8h00, nous quittons ce lieu insolite. Le froid est omniprésent, le bleu du ciel est intense, les volcans alentours sont bien là. Réjouis d'être ici, nous prenons la direction du Salar d'Uyuni : la plus haute et plus grande réserve naturelle de sel du monde.
L'acclimatation semble bonne, nous évoluons avec une certaine aisance malgré notre lourd chargement. Une heure plus tard la blancheur immaculée du salar nous apparaît. Aussitôt sur le sel, les pneus regonflés, notre allure passe du simple au double. Nous ne nous attendions pas à un tel spectacle, du sel à perte de vue dont l'éclat n'a d'égal que sa pureté. C'est époustouflant ! D'après nos estimations l'île de los Pescaderos doit se trouver face à nous. Elle nous apparaît parfois dans le lointain, son reflet miroitant dans un effet de mirage.

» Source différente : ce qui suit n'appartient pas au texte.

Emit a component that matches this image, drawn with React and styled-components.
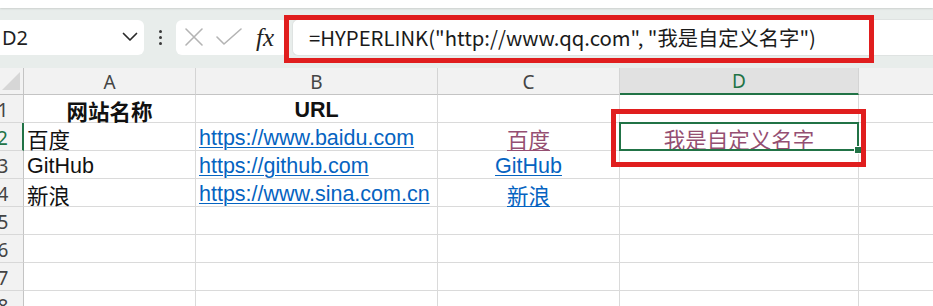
import React from "react";
import styled, { createGlobalStyle, css } from "styled-components";

const GlobalStyle = createGlobalStyle`
  html, body { margin: 0; padding: 0; background: #ffffff; }
  body { overflow: hidden; font-family: "Noto Sans", "Noto Sans CJK SC", sans-serif; }
`;

const GREEN = "#217346";
const RED = "#e01e1e";
const LINK = "#0563c1";
const VISITED = "#954f72";
const CELL_FONT = `"Liberation Sans", "Noto Sans CJK SC", sans-serif`;

const Page = styled.div`
  position: relative;
  width: 933px;
  height: 306px;
  overflow: hidden;
  display: flex;
  flex-direction: column;
  & > * { flex-shrink: 0; }
`;

const TopStrip = styled.div`
  height: 8px;
  background: #ffffff;
  box-shadow: 0 1px 2px rgba(0, 0, 0, 0.12);
  position: relative;
  z-index: 1;
`;

const FormulaToolbar = styled.div`
  height: 60px;
  background: #e8edeb;
  display: flex;
  align-items: center;
  padding-bottom: 2px;
  box-sizing: border-box;
`;

const NameBox = styled.div`
  margin-left: -12px;
  width: 156px;
  height: 35px;
  box-sizing: border-box;
  background: #fff;
  border-radius: 6px;
  display: flex;
  align-items: center;
  justify-content: space-between;
  padding: 0 6px 0 14px;
  font-family: "Noto Sans", sans-serif;
  font-size: 20px;
  color: #1f1f1f;
`;

const Dots = styled.div`
  width: 32px;
  display: flex;
  flex-direction: column;
  align-items: center;
  gap: 3px;
  span {
    width: 3px;
    height: 3px;
    border-radius: 50%;
    background: #3a3a3a;
  }
`;

const ButtonBox = styled.div`
  width: 112px;
  height: 35px;
  box-sizing: border-box;
  background: #fff;
  border-radius: 6px;
  display: flex;
  align-items: center;
  padding-left: 8px;
  gap: 12px;
`;

const FxLabel = styled.span`
  font-family: "Liberation Serif", "DejaVu Serif", serif;
  font-style: italic;
  font-size: 25px;
  color: #222;
  margin-left: 2px;
  line-height: 1;
`;

const FormulaInput = styled.div`
  flex: 1;
  margin-left: 4px;
  height: 37px;
  box-sizing: border-box;
  background: #fff;
  border-radius: 6px 0 0 6px;
  border: 1px solid #dfe3e2;
  border-right: none;
  display: flex;
  align-items: center;
  padding-left: 16px;
  font-family: "Noto Sans CJK SC", "Noto Sans", sans-serif;
  font-size: 20.3px;
  color: #1a1a1a;
  white-space: nowrap;
`;

const Sheet = styled.div`
  margin-left: -17px;
  width: 1150px;
  display: grid;
  grid-template-columns: 41px 172px 242px 182px 239px 240px;
  grid-template-rows: 27px;
  grid-auto-rows: 28px;
`;

const HeaderCell = styled.div`
  box-sizing: border-box;
  background: ${(p) => (p.$active ? "#e1e1e1" : "#f2f2f2")};
  border-right: 1px solid #d4d4d4;
  border-bottom: ${(p) => (p.$active ? `2px solid ${GREEN}` : "1px solid #c4c4c4")};
  display: flex;
  align-items: center;
  justify-content: center;
  padding-top: 1px;
  font-family: "Noto Sans", sans-serif;
  font-size: 19px;
  color: ${(p) => (p.$active ? GREEN : "#444")};
  position: relative;
`;

const Corner = styled(HeaderCell)`
  border-right: 1px solid #c4c4c4;
  &::after {
    content: "";
    position: absolute;
    right: 3px;
    bottom: 4px;
    width: 0;
    height: 0;
    border-style: solid;
    border-width: 0 0 18px 18px;
    border-color: transparent transparent #d6d6d6 transparent;
  }
`;

const RowHead = styled.div`
  box-sizing: border-box;
  background: #f2f2f2;
  border-right: ${(p) => (p.$active ? `2px solid ${GREEN}` : "1px solid #c4c4c4")};
  border-bottom: 1px solid #d8d8d8;
  display: flex;
  align-items: center;
  justify-content: center;
  padding-top: 2px;
  font-family: "Noto Sans", sans-serif;
  font-size: 19px;
  color: ${(p) => (p.$active ? GREEN : "#444")};
`;

const Cell = styled.div`
  box-sizing: border-box;
  position: relative;
  border-right: 1px solid #dadada;
  border-bottom: 1px solid #dadada;
  display: flex;
  align-items: center;
  justify-content: ${(p) => (p.$align === "center" ? "center" : "flex-start")};
  padding: 3px 0 0 ${(p) => (p.$align === "center" ? "0" : "3px")};
  font-family: ${CELL_FONT};
  font-size: 21.5px;
  font-weight: ${(p) => (p.$bold ? 700 : 400)};
  color: #111;
  white-space: nowrap;
  ${(p) =>
    p.$selected &&
    css`
      &::after {
        content: "";
        position: absolute;
        left: -1px;
        top: -1px;
        right: -1px;
        bottom: -1px;
        border: 2px solid ${GREEN};
      }
      &::before {
        content: "";
        position: absolute;
        right: -3px;
        bottom: -3px;
        width: 6px;
        height: 6px;
        background: ${GREEN};
        z-index: 2;
        box-shadow: 0 0 0 1px #fff;
      }
    `}
`;

const Link = styled.span`
  color: ${(p) => (p.$visited ? VISITED : LINK)};
  text-decoration: underline;
  text-decoration-thickness: 1px;
  text-underline-offset: 2px;
`;

const Annotation = styled.div`
  position: absolute;
  border: 5px solid ${RED};
  box-sizing: border-box;
  pointer-events: none;
  z-index: 5;
`;

const XIcon = () => (
  <svg width="20" height="20" viewBox="0 0 20 20" fill="none" stroke="#b4b4b4" strokeWidth="1.6" strokeLinecap="round">
    <path d="M2 2 L18 18 M18 2 L2 18" />
  </svg>
);

const CheckIcon = () => (
  <svg width="26" height="18" viewBox="0 0 26 18" fill="none" stroke="#b4b4b4" strokeWidth="1.6" strokeLinecap="round" strokeLinejoin="round">
    <path d="M1 9 L8 16 L25 1" />
  </svg>
);

const Chevron = () => (
  <svg width="16" height="10" viewBox="0 0 16 10" fill="none" stroke="#2a2a2a" strokeWidth="1.7" strokeLinecap="round" strokeLinejoin="round">
    <path d="M1.5 1.5 L8 8 L14.5 1.5" />
  </svg>
);

const columns = ["A", "B", "C", "D", "E"];

const rows = [
  [
    { text: "网站名称", align: "center", bold: true },
    { text: "URL", align: "center", bold: true },
    {},
    {},
    {},
  ],
  [
    { text: "百度" },
    { text: "https://www.baidu.com", link: true },
    { text: "百度", link: true, visited: true, align: "center" },
    { text: "我是自定义名字", link: true, visited: true, align: "center", selected: true },
    {},
  ],
  [
    { text: "GitHub" },
    { text: "https://github.com", link: true },
    { text: "GitHub", link: true, align: "center" },
    {},
    {},
  ],
  [
    { text: "新浪" },
    { text: "https://www.sina.com.cn", link: true },
    { text: "新浪", link: true, align: "center" },
    {},
    {},
  ],
  [{}, {}, {}, {}, {}],
  [{}, {}, {}, {}, {}],
  [{}, {}, {}, {}, {}],
  [{}, {}, {}, {}, {}],
];

export default function App() {
  return (
    <>
      <GlobalStyle />
      <Page>
        <TopStrip />
        <FormulaToolbar>
          <NameBox>
            <span>D2</span>
            <Chevron />
          </NameBox>
          <Dots>
            <span />
            <span />
            <span />
          </Dots>
          <ButtonBox>
            <XIcon />
            <CheckIcon />
            <FxLabel>fx</FxLabel>
          </ButtonBox>
          <FormulaInput>=HYPERLINK("http://www.qq.com", "我是自定义名字")</FormulaInput>
        </FormulaToolbar>
        <Sheet>
          <Corner />
          {columns.map((c) => (
            <HeaderCell key={c} $active={c === "D"}>
              {c}
            </HeaderCell>
          ))}
          {rows.map((row, ri) => (
            <React.Fragment key={ri}>
              <RowHead $active={ri === 1}>{ri + 1}</RowHead>
              {row.map((cell, ci) => (
                <Cell
                  key={ci}
                  $align={cell.align}
                  $bold={cell.bold}
                  $selected={cell.selected}
                >
                  {cell.link ? <Link $visited={cell.visited}>{cell.text}</Link> : cell.text}
                </Cell>
              ))}
            </React.Fragment>
          ))}
        </Sheet>
        <Annotation style={{ left: 284, top: 15, width: 590, height: 48 }} />
        <Annotation style={{ left: 611, top: 109, width: 255, height: 58 }} />
      </Page>
    </>
  );
}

Le soleil couchant nous apporte un vent puissant qui rapidement devient furibond; c'est tout simplement éreintant. Arc-boutés sur nos engins, nous avançons dans cet univers minéral dessiné par des hexagones de sel. Cette gigantesque nappe blanche semble ainsi faite par endroit de dentelle. Dix heures sur les vélos à 3 665 m d'altitude, nous aurons été nécessaires pour venir à bout de ces 75 km.
Ce matin, l'eau de nos bidons restés dehors sur les vélos est complètement gelée. Nous rouspétons devant cette erreur de débutant. Une balade sur ce belvédère s'impose où certains cactus cierges atteignent 3 à 4 mètres de haut. Seuls sur notre îlot, nous nous remplissons de cette immensité. Elle a un goût, une odeur, celle du néant, celle que nous sommes venus chercher...
Les jours défilent, nous nous laissons envoûter par l' altiplano. Nous suivons d'immenses vallées où les montagnes se plaisent à laisser traîner langoureusement leurs ombres.
A Chiguana un vieux câble qui en a assez d'être tordu dans tous les sens nous barre la route. Un petit groupe de militaires vient nous accueillir. On nous propose aussitôt de dormir ici car il se fait tard; le soleil se couche vers 18h30. La soirée se passe avec tout un petit monde agglutiné autour de nous. C'est toujours un sentiment bizarre que de voir avec quelle curiosité infantile les gens découvrent le modernisme de notre matériel de camping.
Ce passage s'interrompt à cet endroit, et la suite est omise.